The presenter of Channel 4 show Location, Location, Location describes how she would build these “little rooms” for hours on end.

“Then you imagine that the fairies come and sit in the rooms when you’re not there,” says Allsopp.

“Weirdly, what I do now is I see through walls… In my work, I look at floor plans all the time – and I can see through walls.”

Creativity is the clear thread connecting Allsopp’s on and off-screen endeavours. Transitioning from property to crafting, the telly star’s returning festive foray, Kirstie’s Handmade Christmas, sees Allsopp tackle a range of seasonal challenges. From rug making to pavlova baking, the at-home craft challenges offer something for everyone.

“There’s a process that we go through in the office, when we pick things,” explains Allsopp of the crafts featured.

“One thing must be something that you did in childhood – so the thing with pulping the paper. I mean, really? Making paper out of paper isn’t very sensible, is it? But everybody did it as a kid.

“So, that’s one of the emotions we want in every show.”

Describing how every episode requires a “wow” moment, the list also includes a festive cocktail and a project “no one would ever be able to do at home”. In this instance, carving an outlandish ice sculpture.

“The process is fascinating,” explains Allsopp. “You’re never going to do that at home, you’re never going to buy a huge block of ice and get your chainsaw out, right?”

With Allsopp picking up the power tools, it’s a series that aims to inspire, invoke nostalgia and get the creative juices flowing.
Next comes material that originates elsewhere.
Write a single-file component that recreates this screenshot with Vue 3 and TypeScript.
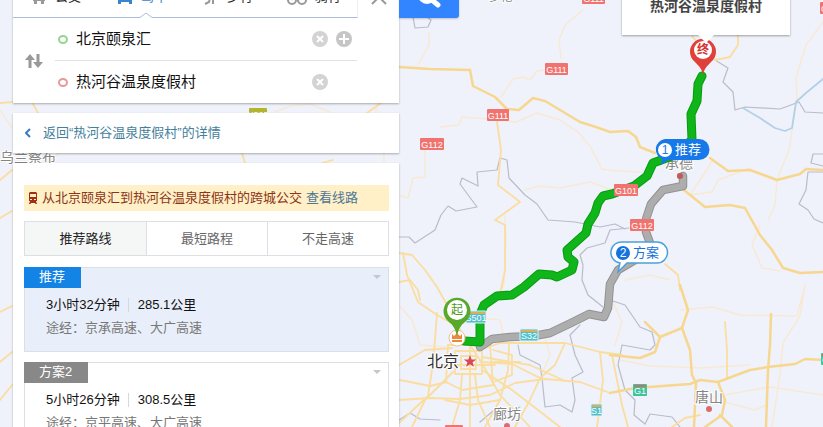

A source of merriment amidst an onslaught of negative news and pessimistic forecasts, the presenter says at its core, the show serves up a hearty helping of positivity.

“It’s my job to entertain, first and foremost,” says Allsopp.

“I think it’s really important not to take the whole thing too seriously – to be serious in your enthusiasm for what’s happening, but not to take it too seriously in any other respect.

“I think we’re all a bit sick of people who are paid a lot of money to do a job which is much easier than most people’s job, taking themselves too seriously.

“I mean, if I see one more earnest interview with an actor or an actress I’m going to scream. It’s like – you’re paid a fortune, you’ve got a great job, stop it. You don’t have to be so, you know, earnest about everything.”

It’s a conversation that leads Allsopp to explain the origins of the show’s production company, Raise the Roof Productions. Founded by the presenter and her Location, Location, Location co-star Phil Spencer, the property duo have spent the past 22 years creating television shows – including Love It Or Leave It and Relocation Relocation – that she hopes have been “helpful” to viewers.

“I think telly can be a bit of a blood-sucking user,” says Allsopp.

“So, part of that is how can we make sure that [participants] have a good day?”

Setting out to create programmes that make you feel “warm”, the presenter explains the increasing need for television content that’s “fun” and inoffensive.

“The world is becoming increasingly polarised and critical and loads of different people are being misunderstood on many different levels.”

“A lot of people feel that nobody gets them, whichever part of the political spectrum they’re on. And our shows should never leave you with an uncomfortable feeling. They should never leave anyone with an uncomfortable feeling.”

Feeding into that sense of judgment and polarity, it becomes increasingly clear that Allsopp is not a fan of labels – particularly where class and privilege are concerned.

“The thing that makes me most cross – in this context, not globally – is people who say craft is for the middle-class housewife,” asserts Allsopp.

“For a start, to use housewife pejoratively pisses me off. Secondly, you know, the idea that craft is somehow a middle-class thing.”

It’s a creative pastime Allsopp believes is accessible to all – whatever your class or level of income. She is, however, realistic about the show’s place, set against the backdrop of the cost-of-living crisis.

“I don’t really believe for a single second [crafting] saves you money,” confesses Allsopp. “Because if you work in a job where every hour is an hour of wage – or not, if [you’re] not at work, then making your own stuff doesn’t save you money.

“The way it saves you money is if you batch-make things,” she says, citing “homemade Baileys” as an example.

“If you do that, it saves you a fortune.”

The presenter goes on to describe how crafting, whatever time of the year it’s undertaken, assists with fine motor skills and has a positive impact on mental health. Noting the programme’s work with carers and those suffering with anxiety, the presenter says there are only positives to be taken from the humble pastime.

“There’s a lot of evidence around crafting and dementia and Alzheimer’s. There’s so much breadth within the crafting community for helping people in all sorts of respects,” says Allsopp.

“Really, it’s not a Christmas show,” she smiles.

“It’s a ‘How can you do something fun with your hands and calm your mind’ show – but I don’t think if we put that on the title of the show people would watch it.”

Kirstie’s Handmade Christmas is on Channel 4 on Friday December 9.